​Ksiądz Tymoteusz Szydło, Błażej Szydło i jego małżonka wystosowali specjalne pismo do dziennikarzy, w którym proszą o uszanowanie prywatności. "To wszystko odbija się negatywnie na naszym życiu" - zaznaczają.

"Nasze działania stanowią przedmiot komentarzy i ocen dedykowanych m.in. przed internautów, w tym niejednokrotnie w bardzo obraźliwej formie. To wszystko odbija się negatywnie na naszym życiu prywatnym" - piszą synowie byłej premier Beaty Szydło w piśmie cytowanym przez portal Onet.pl.

"Informacje te, a niejednokrotnie także plotki, dotyczą szczegółów m.in. tak doniosłych dla nas wydarzeń jak ślub czy inne ważne uroczystości rodzinne.
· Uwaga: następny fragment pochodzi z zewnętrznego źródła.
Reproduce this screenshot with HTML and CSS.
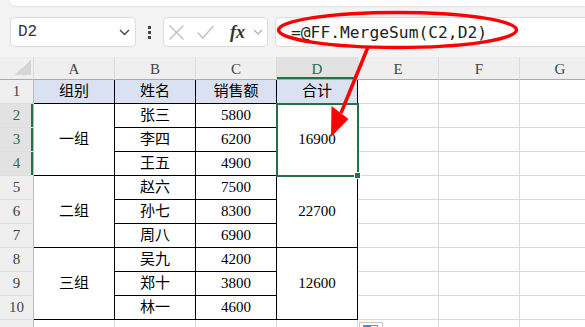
FILE: index.html
```html
<!DOCTYPE html>
<html lang="zh-CN">
<head>
  <meta charset="UTF-8">
  <meta name="viewport" content="width=device-width, initial-scale=1.0">
  <title>MergeSum</title>
  <link rel="stylesheet" href="styles.css">
</head>
<body>
  <div class="topbar"></div>

  <div class="toolbar">
    <div class="namebox">
      <span class="cellref">D2</span>
      <svg class="chev" width="11" height="7" viewBox="0 0 11 7"><path d="M1 1l4.5 4.5L10 1" fill="none" stroke="#444" stroke-width="1.4"/></svg>
    </div>
    <div class="dots"><i></i><i></i><i></i></div>
    <div class="fnbox">
      <svg class="cancel" width="17" height="15" viewBox="0 0 17 15"><path d="M1.5 0.5l14 14M15.5 0.5l-14 14" stroke="#bdbdbd" stroke-width="1.3"/></svg>
      <svg class="ok" width="17" height="14" viewBox="0 0 17 14"><path d="M0.8 7.5l5 5.5L16.3 1" fill="none" stroke="#bdbdbd" stroke-width="1.3"/></svg>
      <span class="fx">fx</span>
      <svg class="chev" width="10" height="6" viewBox="0 0 10 6"><path d="M1 1l4 4 4-4" fill="none" stroke="#aaa" stroke-width="1.2"/></svg>
    </div>
    <div class="formula">=@FF.MergeSum(C2,D2)</div>
  </div>

  <div class="sheet">
    <!-- column headers -->
    <div class="c ch corner"></div>
    <div class="c ch">A</div>
    <div class="c ch">B</div>
    <div class="c ch">C</div>
    <div class="c ch on">D</div>
    <div class="c ch">E</div>
    <div class="c ch">F</div>
    <div class="c ch">G</div>

    <!-- row 1 -->
    <div class="c rh">1</div>
    <div class="c t hd">组别</div>
    <div class="c t hd">姓名</div>
    <div class="c t hd">销售额</div>
    <div class="c t hd">合计</div>
    <div class="c"></div>
    <div class="c"></div>
    <div class="c"></div>

    <!-- group 1 -->
    <div class="c rh on">2</div>
    <div class="c t m3">一组</div>
    <div class="c t">张三</div>
    <div class="c t">5800</div>
    <div class="c t m3 sel">16900</div>
    <div class="c"></div>
    <div class="c"></div>
    <div class="c"></div>

    <div class="c rh on">3</div>
    <div class="c t">李四</div>
    <div class="c t">6200</div>
    <div class="c"></div>
    <div class="c"></div>
    <div class="c"></div>

    <div class="c rh on">4</div>
    <div class="c t">王五</div>
    <div class="c t">4900</div>
    <div class="c"></div>
    <div class="c"></div>
    <div class="c"></div>

    <!-- group 2 -->
    <div class="c rh">5</div>
    <div class="c t m3">二组</div>
    <div class="c t">赵六</div>
    <div class="c t">7500</div>
    <div class="c t m3">22700</div>
    <div class="c"></div>
    <div class="c"></div>
    <div class="c"></div>

    <div class="c rh">6</div>
    <div class="c t">孙七</div>
    <div class="c t">8300</div>
    <div class="c"></div>
    <div class="c"></div>
    <div class="c"></div>

    <div class="c rh">7</div>
    <div class="c t">周八</div>
    <div class="c t">6900</div>
    <div class="c"></div>
    <div class="c"></div>
    <div class="c"></div>

    <!-- group 3 -->
    <div class="c rh">8</div>
    <div class="c t m3">三组</div>
    <div class="c t">吴九</div>
    <div class="c t">4200</div>
    <div class="c t m3">12600</div>
    <div class="c"></div>
    <div class="c"></div>
    <div class="c"></div>

    <div class="c rh">9</div>
    <div class="c t">郑十</div>
    <div class="c t">3800</div>
    <div class="c"></div>
    <div class="c"></div>
    <div class="c"></div>

    <div class="c rh">10</div>
    <div class="c t">林一</div>
    <div class="c t">4600</div>
    <div class="c"></div>
    <div class="c"></div>
    <div class="c"></div>

    <!-- row 11, cut off by the window -->
    <div class="c rh"></div>
    <div class="c"></div>
    <div class="c"></div>
    <div class="c"></div>
    <div class="c"></div>
    <div class="c"></div>
    <div class="c"></div>
    <div class="c"></div>
  </div>

  <!-- red annotation on top of the screenshot -->
  <svg class="mark" width="585" height="327" viewBox="0 0 585 327">
    <ellipse cx="397.5" cy="30" rx="119" ry="17.5" fill="none" stroke="#f00" stroke-width="3.5"/>
    <path d="M368 47L341 113" stroke="#f00" stroke-width="3.5"/>
    <polygon points="331,137 331.5,106 348.5,119" fill="#f00"/>
  </svg>

  <div class="paste"><i></i></div>
</body>
</html>
```

FILE: styles.css
```css
body {
  margin: 0;
  width: 585px;
  height: 327px;
  overflow: hidden;
  position: relative;
  background: #f3f3f3;
  font-family: "Liberation Serif", "Noto Sans CJK SC", serif;
}

.topbar {
  height: 6px;
  margin-left: 10px;
  background: #fff;
  border-bottom-left-radius: 7px;
  box-shadow: 0 1px 2px rgba(0, 0, 0, 0.08);
}

.toolbar {
  display: flex;
  align-items: center;
  height: 30px;
  margin: 11px 0 0 10px;
}

.namebox,
.fnbox,
.formula {
  height: 30px;
  box-sizing: border-box;
  background: #fff;
  border: 1px solid #dcdcdc;
  border-radius: 5px;
  display: flex;
  align-items: center;
}

.namebox {
  width: 126px;
  padding: 0 5px 0 7px;
  justify-content: space-between;
}

.cellref {
  font: 16px "Liberation Mono", monospace;
  color: #333;
}

.dots {
  width: 27px;
  display: flex;
  flex-direction: column;
  align-items: center;
  gap: 2px;
}

.dots i {
  width: 3px;
  height: 3px;
  background: #444;
}

.fnbox {
  width: 105px;
  padding-left: 4px;
}

.fnbox .ok {
  margin-left: 12px;
}

.fx {
  margin-left: 16px;
  font: italic bold 18px "Liberation Serif", serif;
  color: #333;
}

.fnbox .chev {
  margin-left: 8px;
}

.formula {
  flex: 1;
  margin: 0 -10px 0 7px;
  padding-left: 15px;
  font: 16.3px "DejaVu Sans Mono", monospace;
  color: #222;
}

.sheet {
  margin-top: 10px;
  height: 270px;
  overflow: hidden;
  display: grid;
  grid-template-columns: 34px repeat(7, 81px);
  grid-template-rows: 23px repeat(11, 24px);
  background: #fff;
}

.c {
  box-sizing: border-box;
  border-right: 1px solid #dadada;
  border-bottom: 1px solid #dadada;
  display: flex;
  align-items: center;
  justify-content: center;
  font-size: 15px;
  line-height: 1;
  color: #000;
}

.ch {
  background: #efefef;
  border-right-color: #dcdcdc;
  border-bottom-color: #ababab;
  color: #444;
  padding-top: 2px;
}

.corner {
  background: #efefef linear-gradient(to top left, #d6d6d6 50%, transparent 50%) no-repeat right 2px bottom 4px / 17px 15px;
}

.rh {
  background: #efefef;
  border-right-color: #bcbcbc;
  border-bottom-color: #dcdcdc;
  color: #444;
}

.on {
  background: #e2e2e2;
  color: #217346;
}

.rh.on {
  box-shadow: inset -2px 0 #217346;
}

.ch.on {
  box-shadow: inset 0 -2px #217346;
}

.t {
  border-color: #000;
}

.hd {
  background: #d9e1f2;
}

.m3 {
  grid-row: span 3;
}

.sel {
  position: relative;
  outline: 2px solid #217346;
  outline-offset: -1px;
}

.sel::after {
  content: "";
  position: absolute;
  right: -4px;
  bottom: -4px;
  width: 5px;
  height: 5px;
  background: #217346;
  border: 1px solid #fff;
}

.mark {
  position: absolute;
  left: 0;
  top: 0;
  pointer-events: none;
}

.paste {
  position: absolute;
  left: 359px;
  top: 322px;
  width: 24px;
  height: 10px;
  box-sizing: border-box;
  border: 1px solid #c8c8c8;
  background: #fff;
}

.paste i {
  display: block;
  margin: 2px 0 0 3px;
  width: 15px;
  height: 8px;
  box-sizing: border-box;
  border: 1px solid #888;
  background: linear-gradient(to right, #3b7ddd 55%, #fff 55%);
}
```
Powyższym artykułom prasowym niejednokrotnie towarzyszy także publikacja zdjęć z naszym wizerunkiem, na którą nigdy nie wyrażaliśmy zgody" - piszą Tymoteusz, Błażej i Beata Szydło (żona Błażeja Szydło) w liście datowanym na 11 września.

"Chcemy po prostu spokojnie pracować, żyć i nie stanowić zainteresowania dla świata mediów oraz opinii publicznej" - napisano.

W ostatnich tygodniach głośno zrobiło się o księdzu Tymoteuszu Szydło, który od końca sierpnia miał pracować w parafii w Oświęcimiu. Duchowny poszedł jednak na bezterminowy urlop. Oficjalnych powodów takiej decyzji jednak nie podano.